Given request: Repeat what the lines below say, word for word, and skip every image.

--- START ---

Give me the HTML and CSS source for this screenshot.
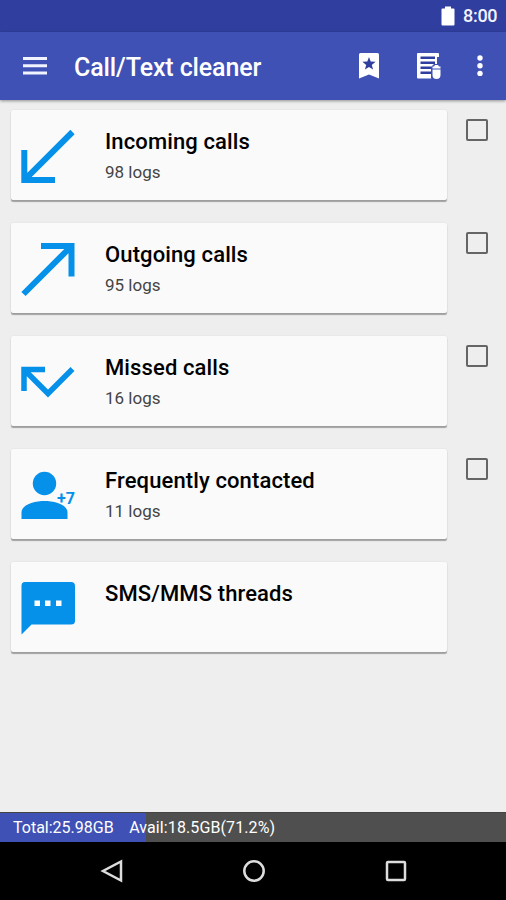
FILE: index.html
```html
<!DOCTYPE html>
<html lang="en">
<head>
<meta charset="utf-8">
<title>Call/Text cleaner</title>
<link rel="stylesheet" href="styles.css">
</head>
<body>
<div class="phone">
  <div class="status">
    <svg class="battery" width="14" height="20" viewBox="0 0 14 20"><path d="M1.500 2.500H4V.5h6v2h2.500q1 0 1 1v15q0 1-1 1h-11q-1 0-1-1v-15q0-1 1-1z"/></svg>
    <span class="clock">8:00</span>
  </div>
  <header class="bar">
    <svg class="menu" width="24" height="20" viewBox="0 0 24 20"><path d="M0 2.500h24M0 9.800h24M0 17h24"/></svg>
    <h1 class="title">Call/Text cleaner</h1>
    <svg class="bookmark" width="20" height="27" viewBox="0 0 20 27"><path class="white" d="M1.500 0h17q1.500 0 1.500 1.500V25.500L10 21.500 0 25.500V1.500Q0 0 1.500 0z"/><path class="navy" d="M10 4l1.700 4.600 4.900.2-3.800 3.100 1.300 4.700-4.100-2.700-4.100 2.700 1.300-4.700-3.800-3.100 4.900-.2z"/></svg>
    <svg class="log" width="25" height="27" viewBox="0 0 25 27"><path class="white" d="M2 0h20q1 0 1 1v24.500H2q-1 0-1-1V1q0-1 1-1z"/><path class="lines" d="M4.500 4.700h14.500M4.500 9.700h14.500M4.500 14.700h11M4.500 19.700h10.500"/><path class="navy" d="M21 4h2v8h-2zM15 14l3-3h7v16h-9l-1-2z"/><path class="white" d="M19 12h3l1 1.500h1.500v2h-8v-2H18zM16.500 16.500h8V22q0 4-4 4t-4-4z"/></svg>
    <svg class="more" width="6" height="22" viewBox="0 0 6 22"><circle cx="3" cy="3" r="2.700"/><circle cx="3" cy="10.700" r="2.700"/><circle cx="3" cy="18.400" r="2.700"/></svg>
  </header>
  <main class="list">
    <section class="row">
      <div class="card">
        <svg class="icon" width="94" height="90" viewBox="0 0 94 90"><path class="stroke" d="M13.300 40v30H44M14 69.300 61.500 22"/></svg>
        <div class="text"><h2 class="name">Incoming calls</h2><p class="count">98 logs</p></div>
      </div>
      <span class="check"></span>
    </section>
    <section class="row">
      <div class="card">
        <svg class="icon" width="94" height="90" viewBox="0 0 94 90"><path class="stroke" d="M30 23h30.500v30.500M60 23.500 12.500 71"/></svg>
        <div class="text"><h2 class="name">Outgoing calls</h2><p class="count">95 logs</p></div>
      </div>
      <span class="check"></span>
    </section>
    <section class="row">
      <div class="card">
        <svg class="icon" width="94" height="90" viewBox="0 0 94 90"><path class="stroke thin" d="M34 33.500H13V55M13.500 34 37 57.500 61.500 33"/></svg>
        <div class="text"><h2 class="name">Missed calls</h2><p class="count">16 logs</p></div>
      </div>
      <span class="check"></span>
    </section>
    <section class="row">
      <div class="card">
        <svg class="icon" width="94" height="90" viewBox="0 0 94 90"><circle class="blue" cx="33.500" cy="34.500" r="11.700"/><path class="blue" d="M10.500 70V63.500C10.500 55 25 52 33.500 52S56.500 55 56.500 63.500V70z"/><text class="plus" x="46" y="54.500" textLength="18" lengthAdjust="spacingAndGlyphs">+7</text></svg>
        <div class="text"><h2 class="name">Frequently contacted</h2><p class="count">11 logs</p></div>
      </div>
      <span class="check"></span>
    </section>
    <section class="row">
      <div class="card">
        <svg class="icon" width="94" height="90" viewBox="0 0 94 90"><path class="blue" d="M14 20h46q4 0 4 4v35q0 3.500-4 3.500H20.500L10.500 72.500V24q0-4 3.500-4z"/><path class="white" d="M23.500 38.500h5.500v5.500h-5.500zM34 38.500h5.500v5.500H34zM45 38.500h5.500v5.500H45z"/></svg>
        <div class="text"><h2 class="name">SMS/MMS threads</h2></div>
      </div>
    </section>
  </main>
  <footer class="storage"><span class="total">Total:25.98GB</span><span class="avail">Avail:18.5GB(71.2%)</span></footer>
  <nav class="nav">
    <svg width="24" height="26" viewBox="0 0 24 26"><path d="M21 3.500v19L3 13z"/></svg>
    <svg width="24" height="26" viewBox="0 0 24 26"><circle cx="12" cy="13" r="9.700"/></svg>
    <svg width="24" height="26" viewBox="0 0 24 26"><rect x="3" y="4" width="18" height="18" rx="1"/></svg>
  </nav>
</div>
</body>
</html>
```
FILE: styles.css
```css
* { box-sizing: border-box; }
body { margin: 0; font-family: Roboto, "Liberation Sans", sans-serif; }
h1, h2, p { margin: 0; white-space: nowrap; }
svg { display: block; flex: none; }
.phone { width: 506px; height: 900px; display: flex; flex-direction: column; background: #eee; overflow: hidden; }
.status { height: 32px; background: #303f9f; display: flex; justify-content: flex-end; align-items: center; padding: 0 9px 0 0; }
.battery { fill: #fff; margin-right: 8px; }
.clock { width: 34px; color: #f3f4ff; font-size: 18px; font-weight: 500; line-height: 22px; white-space: nowrap; letter-spacing: -0.300px; }
.bar { height: 68px; background: #3f51b5; display: flex; align-items: center; padding-left: 23px; box-shadow: 0 1px 3px rgba(0,0,0,.4); z-index: 1; }
.menu path { stroke: #f1f3ff; stroke-width: 3; }
.title { width: 284px; margin-left: 27px; margin-right: 1px; color: #fff; font-size: 25px; font-weight: 500; line-height: 32px; padding-top: 3px; letter-spacing: -0.120px; }
.log { margin-left: 37px; }
.more { margin-left: 36px; fill: #fff; }
.white { fill: #fff; }
.navy { fill: #303f9f; }
.log .navy { fill: #3f51b5; }
.lines { stroke: #303f9f; stroke-width: 2.500; }
.list { flex: 1; padding: 10px 0 0 11px; display: flex; flex-direction: column; gap: 23px; }
.row { display: flex; height: 90px; }
.card { width: 436px; height: 90px; display: flex; background: #fafafa; border-radius: 2px; box-shadow: 0 2px 1px rgba(0,0,0,.32), 0 0 2px rgba(0,0,0,.08); }
.text { padding-top: 18px; }
.name { font-size: 22px; line-height: 28px; font-weight: 500; color: #000; letter-spacing: .12px; }
.count { font-size: 17px; line-height: 22px; margin-top: 5px; color: #444; font-weight: 400; }
.check { width: 22px; height: 22px; margin: 9px 0 0 19px; border: 2px solid #656565; border-radius: 2px; }
.stroke { stroke: #0590e9; stroke-width: 6; fill: none; }
.thin { stroke-width: 5.500; }
.blue { fill: #0590e9; }
.plus { fill: #0590e9; font-size: 16px; font-weight: 700; }
.storage { height: 30px; display: flex; align-items: center; padding: 0 0 0 13px; gap: 15.500px; color: #fff; font-size: 16px; line-height: 20px; white-space: nowrap; border-top: 1px solid #444; background: linear-gradient(90deg, #3f51b5 146px, #4f4f4f 146px); }
.avail { letter-spacing: .1px; }
.nav { height: 58px; background: #000; display: flex; justify-content: center; gap: 118px; padding: 16px 0 0 1px; }
.nav svg { fill: none; stroke: #ddd; stroke-width: 2.500; }
```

--- END ---

Correct response:
Give me the HTML and CSS source for this screenshot.
FILE: index.html
```html
<!DOCTYPE html>
<html lang="en">
<head>
<meta charset="utf-8">
<title>Call/Text cleaner</title>
<link rel="stylesheet" href="styles.css">
</head>
<body>
<div class="phone">
  <div class="status">
    <svg class="battery" width="14" height="20" viewBox="0 0 14 20"><path d="M1.500 2.500H4V.5h6v2h2.500q1 0 1 1v15q0 1-1 1h-11q-1 0-1-1v-15q0-1 1-1z"/></svg>
    <span class="clock">8:00</span>
  </div>
  <header class="bar">
    <svg class="menu" width="24" height="20" viewBox="0 0 24 20"><path d="M0 2.500h24M0 9.800h24M0 17h24"/></svg>
    <h1 class="title">Call/Text cleaner</h1>
    <svg class="bookmark" width="20" height="27" viewBox="0 0 20 27"><path class="white" d="M1.500 0h17q1.500 0 1.500 1.500V25.500L10 21.500 0 25.500V1.500Q0 0 1.500 0z"/><path class="navy" d="M10 4l1.700 4.600 4.900.2-3.800 3.100 1.300 4.700-4.100-2.700-4.100 2.700 1.300-4.700-3.800-3.100 4.900-.2z"/></svg>
    <svg class="log" width="25" height="27" viewBox="0 0 25 27"><path class="white" d="M2 0h20q1 0 1 1v24.500H2q-1 0-1-1V1q0-1 1-1z"/><path class="lines" d="M4.500 4.700h14.500M4.500 9.700h14.500M4.500 14.700h11M4.500 19.700h10.500"/><path class="navy" d="M21 4h2v8h-2zM15 14l3-3h7v16h-9l-1-2z"/><path class="white" d="M19 12h3l1 1.500h1.500v2h-8v-2H18zM16.500 16.500h8V22q0 4-4 4t-4-4z"/></svg>
    <svg class="more" width="6" height="22" viewBox="0 0 6 22"><circle cx="3" cy="3" r="2.700"/><circle cx="3" cy="10.700" r="2.700"/><circle cx="3" cy="18.400" r="2.700"/></svg>
  </header>
  <main class="list">
    <section class="row">
      <div class="card">
        <svg class="icon" width="94" height="90" viewBox="0 0 94 90"><path class="stroke" d="M13.300 40v30H44M14 69.300 61.500 22"/></svg>
        <div class="text"><h2 class="name">Incoming calls</h2><p class="count">98 logs</p></div>
      </div>
      <span class="check"></span>
    </section>
    <section class="row">
      <div class="card">
        <svg class="icon" width="94" height="90" viewBox="0 0 94 90"><path class="stroke" d="M30 23h30.500v30.500M60 23.500 12.500 71"/></svg>
        <div class="text"><h2 class="name">Outgoing calls</h2><p class="count">95 logs</p></div>
      </div>
      <span class="check"></span>
    </section>
    <section class="row">
      <div class="card">
        <svg class="icon" width="94" height="90" viewBox="0 0 94 90"><path class="stroke thin" d="M34 33.500H13V55M13.500 34 37 57.500 61.500 33"/></svg>
        <div class="text"><h2 class="name">Missed calls</h2><p class="count">16 logs</p></div>
      </div>
      <span class="check"></span>
    </section>
    <section class="row">
      <div class="card">
        <svg class="icon" width="94" height="90" viewBox="0 0 94 90"><circle class="blue" cx="33.500" cy="34.500" r="11.700"/><path class="blue" d="M10.500 70V63.500C10.500 55 25 52 33.500 52S56.500 55 56.500 63.500V70z"/><text class="plus" x="46" y="54.500" textLength="18" lengthAdjust="spacingAndGlyphs">+7</text></svg>
        <div class="text"><h2 class="name">Frequently contacted</h2><p class="count">11 logs</p></div>
      </div>
      <span class="check"></span>
    </section>
    <section class="row">
      <div class="card">
        <svg class="icon" width="94" height="90" viewBox="0 0 94 90"><path class="blue" d="M14 20h46q4 0 4 4v35q0 3.500-4 3.500H20.500L10.500 72.500V24q0-4 3.500-4z"/><path class="white" d="M23.500 38.500h5.500v5.500h-5.500zM34 38.500h5.500v5.500H34zM45 38.500h5.500v5.500H45z"/></svg>
        <div class="text"><h2 class="name">SMS/MMS threads</h2></div>
      </div>
    </section>
  </main>
  <footer class="storage"><span class="total">Total:25.98GB</span><span class="avail">Avail:18.5GB(71.2%)</span></footer>
  <nav class="nav">
    <svg width="24" height="26" viewBox="0 0 24 26"><path d="M21 3.500v19L3 13z"/></svg>
    <svg width="24" height="26" viewBox="0 0 24 26"><circle cx="12" cy="13" r="9.700"/></svg>
    <svg width="24" height="26" viewBox="0 0 24 26"><rect x="3" y="4" width="18" height="18" rx="1"/></svg>
  </nav>
</div>
</body>
</html>
```
FILE: styles.css
```css
* { box-sizing: border-box; }
body { margin: 0; font-family: Roboto, "Liberation Sans", sans-serif; }
h1, h2, p { margin: 0; white-space: nowrap; }
svg { display: block; flex: none; }
.phone { width: 506px; height: 900px; display: flex; flex-direction: column; background: #eee; overflow: hidden; }
.status { height: 32px; background: #303f9f; display: flex; justify-content: flex-end; align-items: center; padding: 0 9px 0 0; }
.battery { fill: #fff; margin-right: 8px; }
.clock { width: 34px; color: #f3f4ff; font-size: 18px; font-weight: 500; line-height: 22px; white-space: nowrap; letter-spacing: -0.300px; }
.bar { height: 68px; background: #3f51b5; display: flex; align-items: center; padding-left: 23px; box-shadow: 0 1px 3px rgba(0,0,0,.4); z-index: 1; }
.menu path { stroke: #f1f3ff; stroke-width: 3; }
.title { width: 284px; margin-left: 27px; margin-right: 1px; color: #fff; font-size: 25px; font-weight: 500; line-height: 32px; padding-top: 3px; letter-spacing: -0.120px; }
.log { margin-left: 37px; }
.more { margin-left: 36px; fill: #fff; }
.white { fill: #fff; }
.navy { fill: #303f9f; }
.log .navy { fill: #3f51b5; }
.lines { stroke: #303f9f; stroke-width: 2.500; }
.list { flex: 1; padding: 10px 0 0 11px; display: flex; flex-direction: column; gap: 23px; }
.row { display: flex; height: 90px; }
.card { width: 436px; height: 90px; display: flex; background: #fafafa; border-radius: 2px; box-shadow: 0 2px 1px rgba(0,0,0,.32), 0 0 2px rgba(0,0,0,.08); }
.text { padding-top: 18px; }
.name { font-size: 22px; line-height: 28px; font-weight: 500; color: #000; letter-spacing: .12px; }
.count { font-size: 17px; line-height: 22px; margin-top: 5px; color: #444; font-weight: 400; }
.check { width: 22px; height: 22px; margin: 9px 0 0 19px; border: 2px solid #656565; border-radius: 2px; }
.stroke { stroke: #0590e9; stroke-width: 6; fill: none; }
.thin { stroke-width: 5.500; }
.blue { fill: #0590e9; }
.plus { fill: #0590e9; font-size: 16px; font-weight: 700; }
.storage { height: 30px; display: flex; align-items: center; padding: 0 0 0 13px; gap: 15.500px; color: #fff; font-size: 16px; line-height: 20px; white-space: nowrap; border-top: 1px solid #444; background: linear-gradient(90deg, #3f51b5 146px, #4f4f4f 146px); }
.avail { letter-spacing: .1px; }
.nav { height: 58px; background: #000; display: flex; justify-content: center; gap: 118px; padding: 16px 0 0 1px; }
.nav svg { fill: none; stroke: #ddd; stroke-width: 2.500; }
```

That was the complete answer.